[Code that builds pages]
* Start *

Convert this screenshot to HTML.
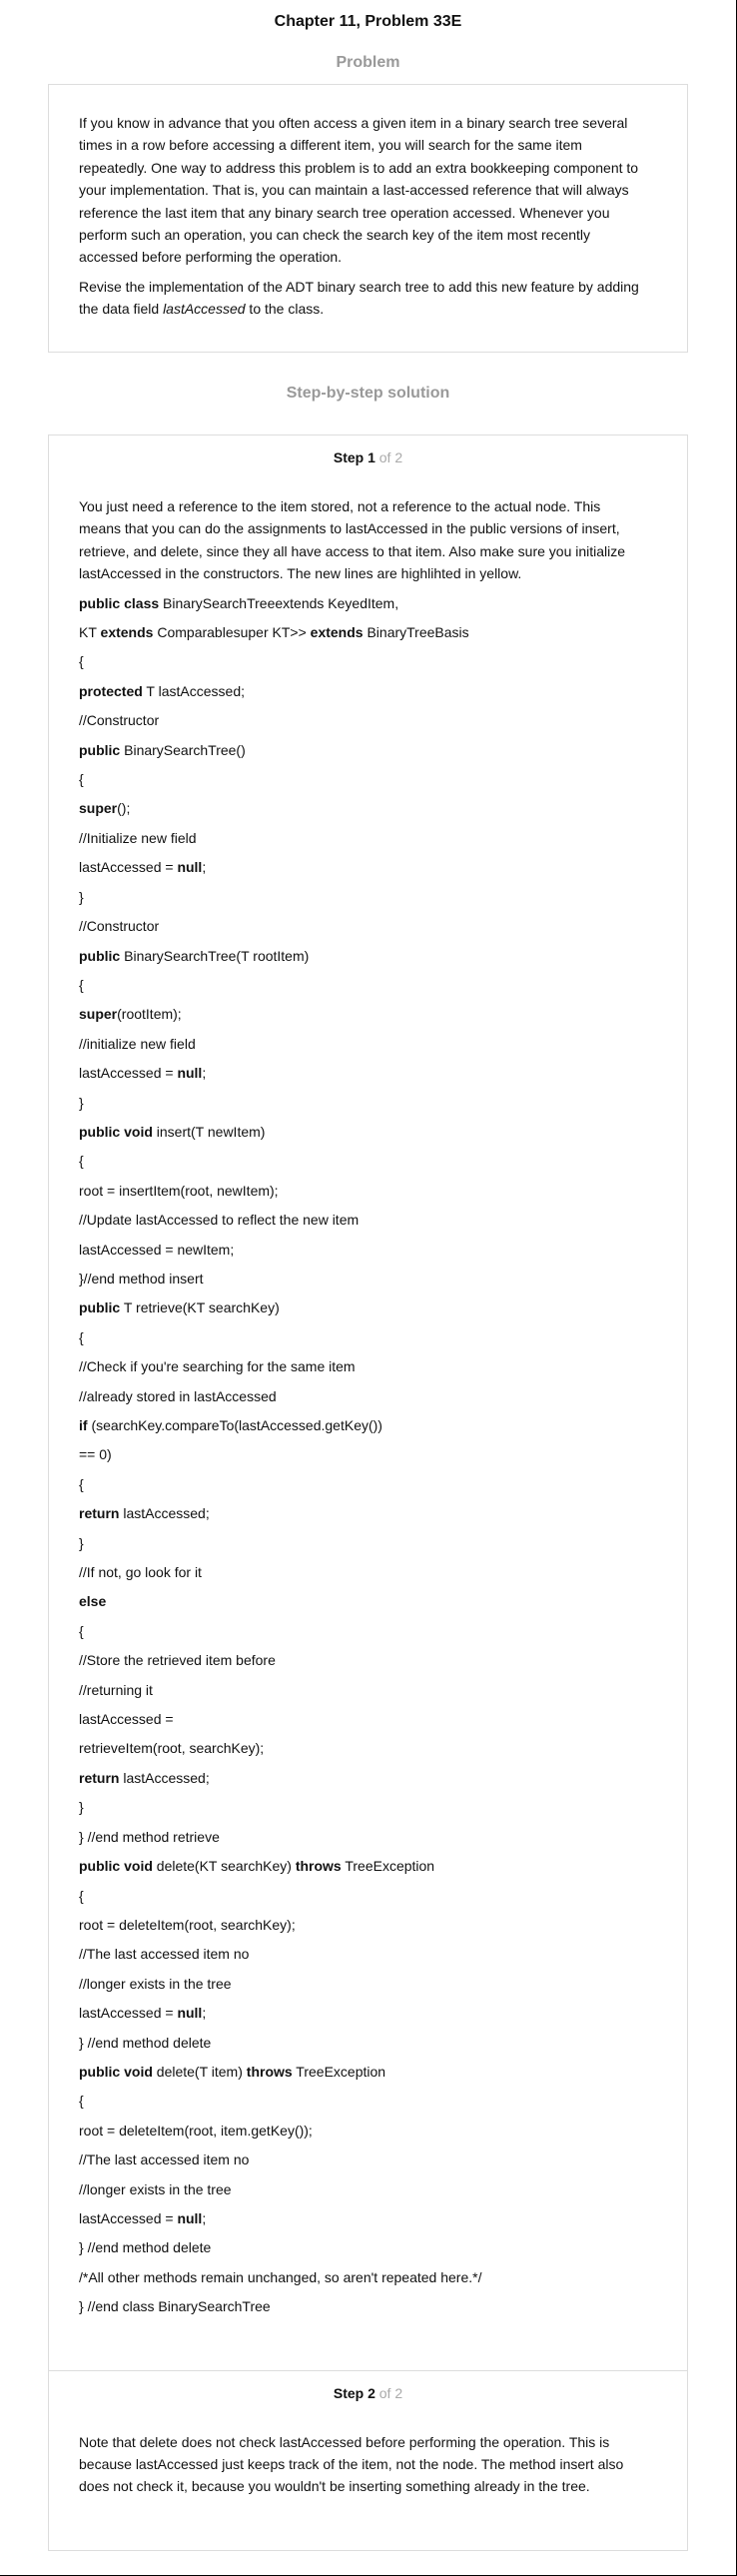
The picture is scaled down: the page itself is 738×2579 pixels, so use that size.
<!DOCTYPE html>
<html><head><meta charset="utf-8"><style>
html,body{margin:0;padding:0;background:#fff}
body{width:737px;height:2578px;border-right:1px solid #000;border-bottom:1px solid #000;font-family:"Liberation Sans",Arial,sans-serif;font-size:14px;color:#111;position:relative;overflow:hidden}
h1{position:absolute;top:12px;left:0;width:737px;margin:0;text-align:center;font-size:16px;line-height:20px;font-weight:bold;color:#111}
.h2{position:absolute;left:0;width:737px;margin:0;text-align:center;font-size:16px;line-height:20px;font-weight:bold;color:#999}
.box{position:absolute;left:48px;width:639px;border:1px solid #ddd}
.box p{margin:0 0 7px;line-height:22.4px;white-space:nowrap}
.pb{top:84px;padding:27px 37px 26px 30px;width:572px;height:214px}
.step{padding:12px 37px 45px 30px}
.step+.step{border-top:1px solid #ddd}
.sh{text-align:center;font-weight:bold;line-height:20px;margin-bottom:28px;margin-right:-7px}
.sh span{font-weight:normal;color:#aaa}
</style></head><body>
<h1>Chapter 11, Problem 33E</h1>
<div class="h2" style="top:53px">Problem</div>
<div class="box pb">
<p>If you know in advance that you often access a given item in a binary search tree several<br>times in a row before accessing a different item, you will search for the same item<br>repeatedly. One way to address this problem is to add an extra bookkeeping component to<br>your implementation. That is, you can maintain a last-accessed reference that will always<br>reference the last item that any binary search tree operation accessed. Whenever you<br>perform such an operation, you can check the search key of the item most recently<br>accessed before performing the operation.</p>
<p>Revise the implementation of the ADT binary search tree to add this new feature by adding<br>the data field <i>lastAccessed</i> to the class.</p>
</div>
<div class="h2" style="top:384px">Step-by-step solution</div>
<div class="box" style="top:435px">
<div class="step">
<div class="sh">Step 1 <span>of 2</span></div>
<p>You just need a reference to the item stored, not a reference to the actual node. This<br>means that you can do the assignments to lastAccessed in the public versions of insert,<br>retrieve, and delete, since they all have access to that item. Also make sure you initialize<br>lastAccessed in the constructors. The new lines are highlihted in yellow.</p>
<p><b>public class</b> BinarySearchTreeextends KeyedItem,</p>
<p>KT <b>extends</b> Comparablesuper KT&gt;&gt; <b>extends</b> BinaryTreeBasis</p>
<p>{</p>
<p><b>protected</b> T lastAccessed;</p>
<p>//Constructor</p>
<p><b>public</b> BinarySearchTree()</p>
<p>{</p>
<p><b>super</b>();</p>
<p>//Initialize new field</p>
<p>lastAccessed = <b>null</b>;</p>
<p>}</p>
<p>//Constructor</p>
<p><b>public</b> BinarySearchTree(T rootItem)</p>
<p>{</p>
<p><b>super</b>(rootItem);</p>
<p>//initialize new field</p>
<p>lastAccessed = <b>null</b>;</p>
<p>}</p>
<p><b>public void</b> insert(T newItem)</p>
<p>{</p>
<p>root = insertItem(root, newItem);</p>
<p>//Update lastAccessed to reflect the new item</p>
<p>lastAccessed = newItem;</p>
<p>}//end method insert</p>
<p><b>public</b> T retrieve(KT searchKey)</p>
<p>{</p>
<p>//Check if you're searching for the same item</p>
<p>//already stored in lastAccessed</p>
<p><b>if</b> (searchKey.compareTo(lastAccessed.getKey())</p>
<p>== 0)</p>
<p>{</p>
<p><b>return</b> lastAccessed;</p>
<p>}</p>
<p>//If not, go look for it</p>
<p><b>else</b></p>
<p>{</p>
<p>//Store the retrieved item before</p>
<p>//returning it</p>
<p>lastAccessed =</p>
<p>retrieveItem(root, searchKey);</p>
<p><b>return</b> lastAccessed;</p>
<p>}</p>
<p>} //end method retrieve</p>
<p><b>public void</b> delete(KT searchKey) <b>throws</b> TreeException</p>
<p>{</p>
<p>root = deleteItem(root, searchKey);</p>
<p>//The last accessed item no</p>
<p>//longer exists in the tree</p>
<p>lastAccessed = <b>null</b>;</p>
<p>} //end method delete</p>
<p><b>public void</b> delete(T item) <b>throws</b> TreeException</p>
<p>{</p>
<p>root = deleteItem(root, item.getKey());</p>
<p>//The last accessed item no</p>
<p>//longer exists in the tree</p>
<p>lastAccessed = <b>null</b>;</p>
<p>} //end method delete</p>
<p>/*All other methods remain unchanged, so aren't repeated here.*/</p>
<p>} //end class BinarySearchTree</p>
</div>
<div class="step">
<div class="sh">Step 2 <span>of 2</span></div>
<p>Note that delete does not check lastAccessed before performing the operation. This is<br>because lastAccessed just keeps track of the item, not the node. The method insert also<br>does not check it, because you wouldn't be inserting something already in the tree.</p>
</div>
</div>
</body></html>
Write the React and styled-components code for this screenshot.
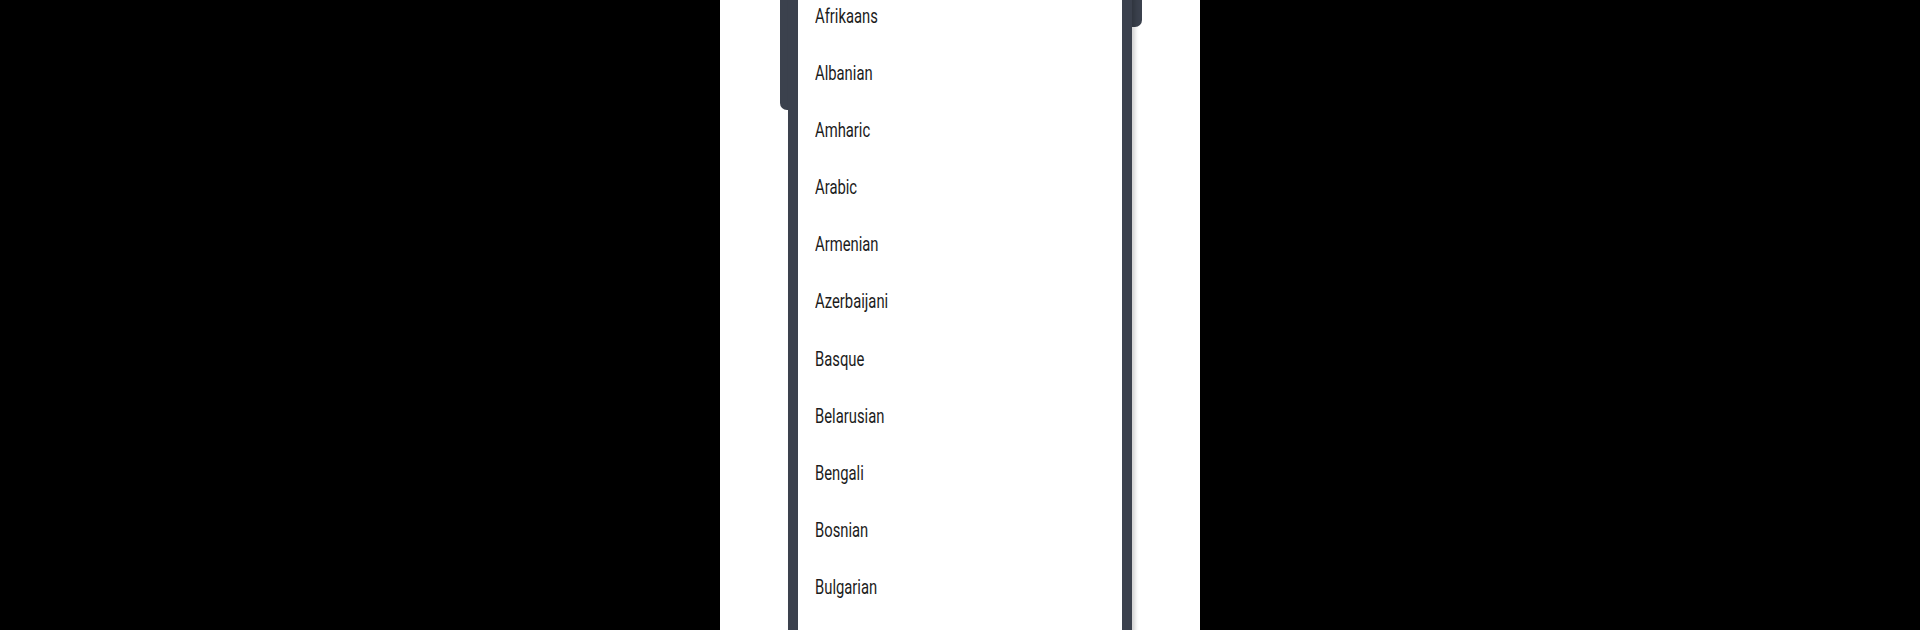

* End *

## Task prompt
The records above should be reproduced exactly, with no pictures included.

## Output for this exercise
Convert this screenshot to HTML.
The picture is scaled down: the page itself is 738×2579 pixels, so use that size.
<!DOCTYPE html>
<html><head><meta charset="utf-8"><style>
html,body{margin:0;padding:0;background:#fff}
body{width:737px;height:2578px;border-right:1px solid #000;border-bottom:1px solid #000;font-family:"Liberation Sans",Arial,sans-serif;font-size:14px;color:#111;position:relative;overflow:hidden}
h1{position:absolute;top:12px;left:0;width:737px;margin:0;text-align:center;font-size:16px;line-height:20px;font-weight:bold;color:#111}
.h2{position:absolute;left:0;width:737px;margin:0;text-align:center;font-size:16px;line-height:20px;font-weight:bold;color:#999}
.box{position:absolute;left:48px;width:639px;border:1px solid #ddd}
.box p{margin:0 0 7px;line-height:22.4px;white-space:nowrap}
.pb{top:84px;padding:27px 37px 26px 30px;width:572px;height:214px}
.step{padding:12px 37px 45px 30px}
.step+.step{border-top:1px solid #ddd}
.sh{text-align:center;font-weight:bold;line-height:20px;margin-bottom:28px;margin-right:-7px}
.sh span{font-weight:normal;color:#aaa}
</style></head><body>
<h1>Chapter 11, Problem 33E</h1>
<div class="h2" style="top:53px">Problem</div>
<div class="box pb">
<p>If you know in advance that you often access a given item in a binary search tree several<br>times in a row before accessing a different item, you will search for the same item<br>repeatedly. One way to address this problem is to add an extra bookkeeping component to<br>your implementation. That is, you can maintain a last-accessed reference that will always<br>reference the last item that any binary search tree operation accessed. Whenever you<br>perform such an operation, you can check the search key of the item most recently<br>accessed before performing the operation.</p>
<p>Revise the implementation of the ADT binary search tree to add this new feature by adding<br>the data field <i>lastAccessed</i> to the class.</p>
</div>
<div class="h2" style="top:384px">Step-by-step solution</div>
<div class="box" style="top:435px">
<div class="step">
<div class="sh">Step 1 <span>of 2</span></div>
<p>You just need a reference to the item stored, not a reference to the actual node. This<br>means that you can do the assignments to lastAccessed in the public versions of insert,<br>retrieve, and delete, since they all have access to that item. Also make sure you initialize<br>lastAccessed in the constructors. The new lines are highlihted in yellow.</p>
<p><b>public class</b> BinarySearchTreeextends KeyedItem,</p>
<p>KT <b>extends</b> Comparablesuper KT&gt;&gt; <b>extends</b> BinaryTreeBasis</p>
<p>{</p>
<p><b>protected</b> T lastAccessed;</p>
<p>//Constructor</p>
<p><b>public</b> BinarySearchTree()</p>
<p>{</p>
<p><b>super</b>();</p>
<p>//Initialize new field</p>
<p>lastAccessed = <b>null</b>;</p>
<p>}</p>
<p>//Constructor</p>
<p><b>public</b> BinarySearchTree(T rootItem)</p>
<p>{</p>
<p><b>super</b>(rootItem);</p>
<p>//initialize new field</p>
<p>lastAccessed = <b>null</b>;</p>
<p>}</p>
<p><b>public void</b> insert(T newItem)</p>
<p>{</p>
<p>root = insertItem(root, newItem);</p>
<p>//Update lastAccessed to reflect the new item</p>
<p>lastAccessed = newItem;</p>
<p>}//end method insert</p>
<p><b>public</b> T retrieve(KT searchKey)</p>
<p>{</p>
<p>//Check if you're searching for the same item</p>
<p>//already stored in lastAccessed</p>
<p><b>if</b> (searchKey.compareTo(lastAccessed.getKey())</p>
<p>== 0)</p>
<p>{</p>
<p><b>return</b> lastAccessed;</p>
<p>}</p>
<p>//If not, go look for it</p>
<p><b>else</b></p>
<p>{</p>
<p>//Store the retrieved item before</p>
<p>//returning it</p>
<p>lastAccessed =</p>
<p>retrieveItem(root, searchKey);</p>
<p><b>return</b> lastAccessed;</p>
<p>}</p>
<p>} //end method retrieve</p>
<p><b>public void</b> delete(KT searchKey) <b>throws</b> TreeException</p>
<p>{</p>
<p>root = deleteItem(root, searchKey);</p>
<p>//The last accessed item no</p>
<p>//longer exists in the tree</p>
<p>lastAccessed = <b>null</b>;</p>
<p>} //end method delete</p>
<p><b>public void</b> delete(T item) <b>throws</b> TreeException</p>
<p>{</p>
<p>root = deleteItem(root, item.getKey());</p>
<p>//The last accessed item no</p>
<p>//longer exists in the tree</p>
<p>lastAccessed = <b>null</b>;</p>
<p>} //end method delete</p>
<p>/*All other methods remain unchanged, so aren't repeated here.*/</p>
<p>} //end class BinarySearchTree</p>
</div>
<div class="step">
<div class="sh">Step 2 <span>of 2</span></div>
<p>Note that delete does not check lastAccessed before performing the operation. This is<br>because lastAccessed just keeps track of the item, not the node. The method insert also<br>does not check it, because you wouldn't be inserting something already in the tree.</p>
</div>
</div>
</body></html>
Write the React and styled-components code for this screenshot.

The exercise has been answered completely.